◆ Material ◆
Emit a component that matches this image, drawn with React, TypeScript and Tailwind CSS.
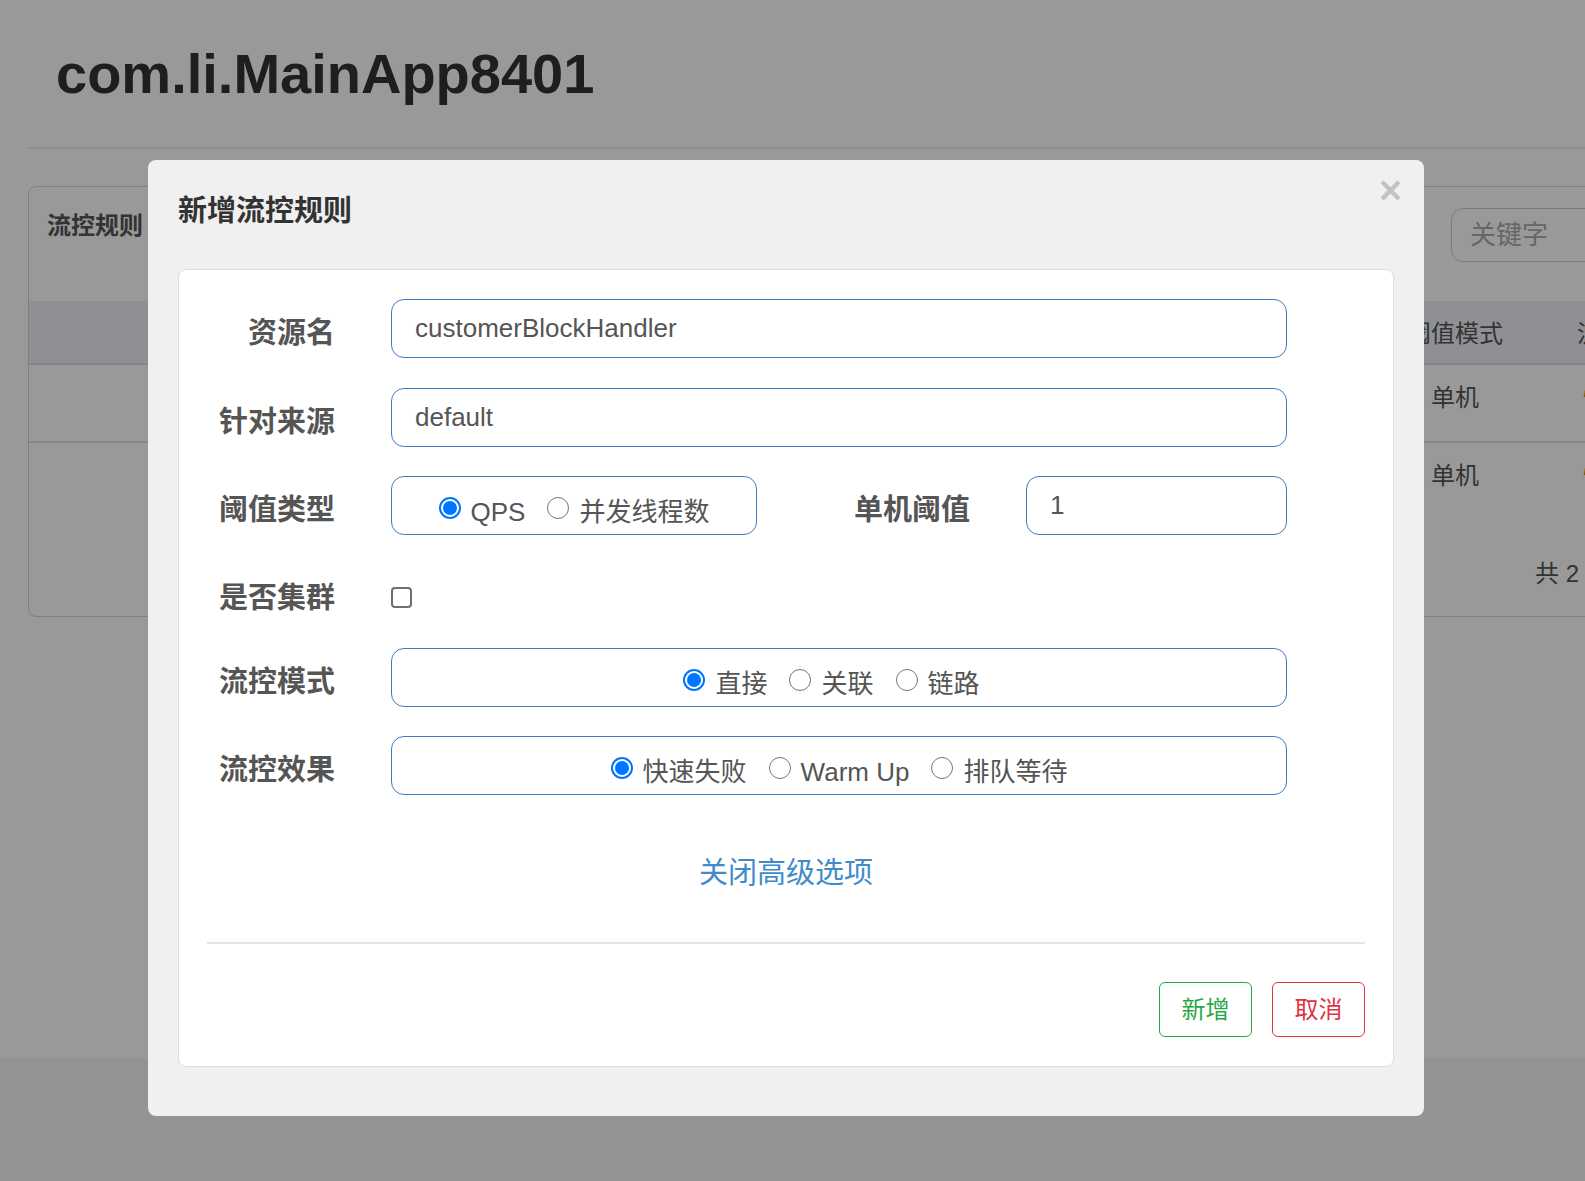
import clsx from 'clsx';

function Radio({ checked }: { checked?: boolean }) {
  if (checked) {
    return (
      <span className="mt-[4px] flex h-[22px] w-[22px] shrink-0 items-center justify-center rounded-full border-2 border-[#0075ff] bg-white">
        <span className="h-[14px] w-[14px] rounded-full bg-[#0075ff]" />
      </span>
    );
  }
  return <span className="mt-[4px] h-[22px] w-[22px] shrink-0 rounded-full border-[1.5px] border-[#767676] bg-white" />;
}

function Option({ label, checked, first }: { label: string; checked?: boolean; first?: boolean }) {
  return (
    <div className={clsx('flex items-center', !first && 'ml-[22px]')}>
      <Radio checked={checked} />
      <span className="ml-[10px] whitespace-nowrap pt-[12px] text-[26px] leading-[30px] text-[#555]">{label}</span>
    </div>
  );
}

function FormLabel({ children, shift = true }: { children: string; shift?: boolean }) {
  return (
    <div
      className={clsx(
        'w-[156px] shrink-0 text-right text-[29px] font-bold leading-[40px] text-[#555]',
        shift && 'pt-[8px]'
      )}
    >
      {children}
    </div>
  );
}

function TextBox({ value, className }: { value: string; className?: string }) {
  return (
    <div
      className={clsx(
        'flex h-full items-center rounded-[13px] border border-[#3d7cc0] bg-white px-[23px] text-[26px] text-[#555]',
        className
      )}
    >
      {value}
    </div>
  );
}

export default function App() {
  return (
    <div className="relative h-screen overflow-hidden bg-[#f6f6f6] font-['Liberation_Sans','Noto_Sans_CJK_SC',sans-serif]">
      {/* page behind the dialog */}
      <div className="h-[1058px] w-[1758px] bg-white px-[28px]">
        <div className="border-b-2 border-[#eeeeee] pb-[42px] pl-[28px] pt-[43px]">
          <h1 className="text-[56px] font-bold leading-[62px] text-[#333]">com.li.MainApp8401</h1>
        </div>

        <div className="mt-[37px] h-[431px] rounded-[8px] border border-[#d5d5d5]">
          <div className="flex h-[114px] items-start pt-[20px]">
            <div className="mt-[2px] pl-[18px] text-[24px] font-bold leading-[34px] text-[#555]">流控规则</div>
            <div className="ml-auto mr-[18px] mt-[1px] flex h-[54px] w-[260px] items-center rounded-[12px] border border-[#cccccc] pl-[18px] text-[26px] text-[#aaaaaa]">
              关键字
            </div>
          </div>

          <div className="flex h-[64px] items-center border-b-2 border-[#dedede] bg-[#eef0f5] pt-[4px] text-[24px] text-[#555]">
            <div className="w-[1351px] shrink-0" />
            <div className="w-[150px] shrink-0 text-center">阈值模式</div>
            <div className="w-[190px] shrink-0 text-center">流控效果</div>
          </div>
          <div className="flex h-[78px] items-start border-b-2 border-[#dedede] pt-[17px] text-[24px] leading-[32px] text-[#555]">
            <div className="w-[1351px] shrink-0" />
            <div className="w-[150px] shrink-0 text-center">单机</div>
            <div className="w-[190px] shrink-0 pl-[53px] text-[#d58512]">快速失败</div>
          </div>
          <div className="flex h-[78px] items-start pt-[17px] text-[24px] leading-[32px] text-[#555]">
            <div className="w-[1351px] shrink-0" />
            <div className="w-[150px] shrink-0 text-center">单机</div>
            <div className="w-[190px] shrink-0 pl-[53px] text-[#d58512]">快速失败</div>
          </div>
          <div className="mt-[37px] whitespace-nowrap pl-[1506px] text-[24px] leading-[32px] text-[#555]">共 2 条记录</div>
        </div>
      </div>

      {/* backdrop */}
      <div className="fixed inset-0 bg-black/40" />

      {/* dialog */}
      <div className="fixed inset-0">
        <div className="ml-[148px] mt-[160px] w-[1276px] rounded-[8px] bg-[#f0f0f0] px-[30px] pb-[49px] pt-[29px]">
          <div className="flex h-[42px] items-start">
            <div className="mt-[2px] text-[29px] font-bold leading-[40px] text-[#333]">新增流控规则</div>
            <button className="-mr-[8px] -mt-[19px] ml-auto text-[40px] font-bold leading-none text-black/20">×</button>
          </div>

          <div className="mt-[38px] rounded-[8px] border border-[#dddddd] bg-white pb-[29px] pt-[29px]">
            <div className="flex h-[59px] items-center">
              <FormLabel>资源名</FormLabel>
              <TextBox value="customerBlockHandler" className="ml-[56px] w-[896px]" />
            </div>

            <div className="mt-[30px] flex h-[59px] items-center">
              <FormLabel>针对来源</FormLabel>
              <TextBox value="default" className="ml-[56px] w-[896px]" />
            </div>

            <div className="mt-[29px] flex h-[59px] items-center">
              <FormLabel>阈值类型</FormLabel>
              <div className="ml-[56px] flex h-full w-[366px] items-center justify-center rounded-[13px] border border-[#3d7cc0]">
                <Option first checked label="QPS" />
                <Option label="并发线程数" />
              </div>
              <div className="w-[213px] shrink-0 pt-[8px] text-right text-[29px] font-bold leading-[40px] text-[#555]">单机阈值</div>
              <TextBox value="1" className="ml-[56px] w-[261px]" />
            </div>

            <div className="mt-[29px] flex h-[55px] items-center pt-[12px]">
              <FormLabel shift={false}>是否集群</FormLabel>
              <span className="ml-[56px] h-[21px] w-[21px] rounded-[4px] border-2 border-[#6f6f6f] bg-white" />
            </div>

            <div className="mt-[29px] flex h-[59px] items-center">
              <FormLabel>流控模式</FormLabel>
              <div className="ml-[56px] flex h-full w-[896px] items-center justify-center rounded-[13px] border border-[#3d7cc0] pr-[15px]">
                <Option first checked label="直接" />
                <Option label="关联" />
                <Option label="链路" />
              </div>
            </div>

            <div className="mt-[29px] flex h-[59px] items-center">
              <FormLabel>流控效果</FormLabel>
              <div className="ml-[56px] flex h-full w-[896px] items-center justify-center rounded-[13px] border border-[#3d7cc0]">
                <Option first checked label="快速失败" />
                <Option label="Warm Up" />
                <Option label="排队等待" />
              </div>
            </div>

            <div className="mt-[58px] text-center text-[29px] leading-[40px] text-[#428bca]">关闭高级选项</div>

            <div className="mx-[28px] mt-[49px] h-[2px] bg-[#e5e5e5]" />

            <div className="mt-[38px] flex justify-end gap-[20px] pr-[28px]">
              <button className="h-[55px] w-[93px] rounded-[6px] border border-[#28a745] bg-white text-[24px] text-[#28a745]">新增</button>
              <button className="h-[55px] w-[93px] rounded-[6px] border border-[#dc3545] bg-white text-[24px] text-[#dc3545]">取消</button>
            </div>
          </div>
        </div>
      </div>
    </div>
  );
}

◆ What you are asked to do ◆
Transcribe the listing in full and omit the pictures.

◆ The reply ◆
Emit a component that matches this image, drawn with React, TypeScript and Tailwind CSS.
import clsx from 'clsx';

function Radio({ checked }: { checked?: boolean }) {
  if (checked) {
    return (
      <span className="mt-[4px] flex h-[22px] w-[22px] shrink-0 items-center justify-center rounded-full border-2 border-[#0075ff] bg-white">
        <span className="h-[14px] w-[14px] rounded-full bg-[#0075ff]" />
      </span>
    );
  }
  return <span className="mt-[4px] h-[22px] w-[22px] shrink-0 rounded-full border-[1.5px] border-[#767676] bg-white" />;
}

function Option({ label, checked, first }: { label: string; checked?: boolean; first?: boolean }) {
  return (
    <div className={clsx('flex items-center', !first && 'ml-[22px]')}>
      <Radio checked={checked} />
      <span className="ml-[10px] whitespace-nowrap pt-[12px] text-[26px] leading-[30px] text-[#555]">{label}</span>
    </div>
  );
}

function FormLabel({ children, shift = true }: { children: string; shift?: boolean }) {
  return (
    <div
      className={clsx(
        'w-[156px] shrink-0 text-right text-[29px] font-bold leading-[40px] text-[#555]',
        shift && 'pt-[8px]'
      )}
    >
      {children}
    </div>
  );
}

function TextBox({ value, className }: { value: string; className?: string }) {
  return (
    <div
      className={clsx(
        'flex h-full items-center rounded-[13px] border border-[#3d7cc0] bg-white px-[23px] text-[26px] text-[#555]',
        className
      )}
    >
      {value}
    </div>
  );
}

export default function App() {
  return (
    <div className="relative h-screen overflow-hidden bg-[#f6f6f6] font-['Liberation_Sans','Noto_Sans_CJK_SC',sans-serif]">
      {/* page behind the dialog */}
      <div className="h-[1058px] w-[1758px] bg-white px-[28px]">
        <div className="border-b-2 border-[#eeeeee] pb-[42px] pl-[28px] pt-[43px]">
          <h1 className="text-[56px] font-bold leading-[62px] text-[#333]">com.li.MainApp8401</h1>
        </div>

        <div className="mt-[37px] h-[431px] rounded-[8px] border border-[#d5d5d5]">
          <div className="flex h-[114px] items-start pt-[20px]">
            <div className="mt-[2px] pl-[18px] text-[24px] font-bold leading-[34px] text-[#555]">流控规则</div>
            <div className="ml-auto mr-[18px] mt-[1px] flex h-[54px] w-[260px] items-center rounded-[12px] border border-[#cccccc] pl-[18px] text-[26px] text-[#aaaaaa]">
              关键字
            </div>
          </div>

          <div className="flex h-[64px] items-center border-b-2 border-[#dedede] bg-[#eef0f5] pt-[4px] text-[24px] text-[#555]">
            <div className="w-[1351px] shrink-0" />
            <div className="w-[150px] shrink-0 text-center">阈值模式</div>
            <div className="w-[190px] shrink-0 text-center">流控效果</div>
          </div>
          <div className="flex h-[78px] items-start border-b-2 border-[#dedede] pt-[17px] text-[24px] leading-[32px] text-[#555]">
            <div className="w-[1351px] shrink-0" />
            <div className="w-[150px] shrink-0 text-center">单机</div>
            <div className="w-[190px] shrink-0 pl-[53px] text-[#d58512]">快速失败</div>
          </div>
          <div className="flex h-[78px] items-start pt-[17px] text-[24px] leading-[32px] text-[#555]">
            <div className="w-[1351px] shrink-0" />
            <div className="w-[150px] shrink-0 text-center">单机</div>
            <div className="w-[190px] shrink-0 pl-[53px] text-[#d58512]">快速失败</div>
          </div>
          <div className="mt-[37px] whitespace-nowrap pl-[1506px] text-[24px] leading-[32px] text-[#555]">共 2 条记录</div>
        </div>
      </div>

      {/* backdrop */}
      <div className="fixed inset-0 bg-black/40" />

      {/* dialog */}
      <div className="fixed inset-0">
        <div className="ml-[148px] mt-[160px] w-[1276px] rounded-[8px] bg-[#f0f0f0] px-[30px] pb-[49px] pt-[29px]">
          <div className="flex h-[42px] items-start">
            <div className="mt-[2px] text-[29px] font-bold leading-[40px] text-[#333]">新增流控规则</div>
            <button className="-mr-[8px] -mt-[19px] ml-auto text-[40px] font-bold leading-none text-black/20">×</button>
          </div>

          <div className="mt-[38px] rounded-[8px] border border-[#dddddd] bg-white pb-[29px] pt-[29px]">
            <div className="flex h-[59px] items-center">
              <FormLabel>资源名</FormLabel>
              <TextBox value="customerBlockHandler" className="ml-[56px] w-[896px]" />
            </div>

            <div className="mt-[30px] flex h-[59px] items-center">
              <FormLabel>针对来源</FormLabel>
              <TextBox value="default" className="ml-[56px] w-[896px]" />
            </div>

            <div className="mt-[29px] flex h-[59px] items-center">
              <FormLabel>阈值类型</FormLabel>
              <div className="ml-[56px] flex h-full w-[366px] items-center justify-center rounded-[13px] border border-[#3d7cc0]">
                <Option first checked label="QPS" />
                <Option label="并发线程数" />
              </div>
              <div className="w-[213px] shrink-0 pt-[8px] text-right text-[29px] font-bold leading-[40px] text-[#555]">单机阈值</div>
              <TextBox value="1" className="ml-[56px] w-[261px]" />
            </div>

            <div className="mt-[29px] flex h-[55px] items-center pt-[12px]">
              <FormLabel shift={false}>是否集群</FormLabel>
              <span className="ml-[56px] h-[21px] w-[21px] rounded-[4px] border-2 border-[#6f6f6f] bg-white" />
            </div>

            <div className="mt-[29px] flex h-[59px] items-center">
              <FormLabel>流控模式</FormLabel>
              <div className="ml-[56px] flex h-full w-[896px] items-center justify-center rounded-[13px] border border-[#3d7cc0] pr-[15px]">
                <Option first checked label="直接" />
                <Option label="关联" />
                <Option label="链路" />
              </div>
            </div>

            <div className="mt-[29px] flex h-[59px] items-center">
              <FormLabel>流控效果</FormLabel>
              <div className="ml-[56px] flex h-full w-[896px] items-center justify-center rounded-[13px] border border-[#3d7cc0]">
                <Option first checked label="快速失败" />
                <Option label="Warm Up" />
                <Option label="排队等待" />
              </div>
            </div>

            <div className="mt-[58px] text-center text-[29px] leading-[40px] text-[#428bca]">关闭高级选项</div>

            <div className="mx-[28px] mt-[49px] h-[2px] bg-[#e5e5e5]" />

            <div className="mt-[38px] flex justify-end gap-[20px] pr-[28px]">
              <button className="h-[55px] w-[93px] rounded-[6px] border border-[#28a745] bg-white text-[24px] text-[#28a745]">新增</button>
              <button className="h-[55px] w-[93px] rounded-[6px] border border-[#dc3545] bg-white text-[24px] text-[#dc3545]">取消</button>
            </div>
          </div>
        </div>
      </div>
    </div>
  );
}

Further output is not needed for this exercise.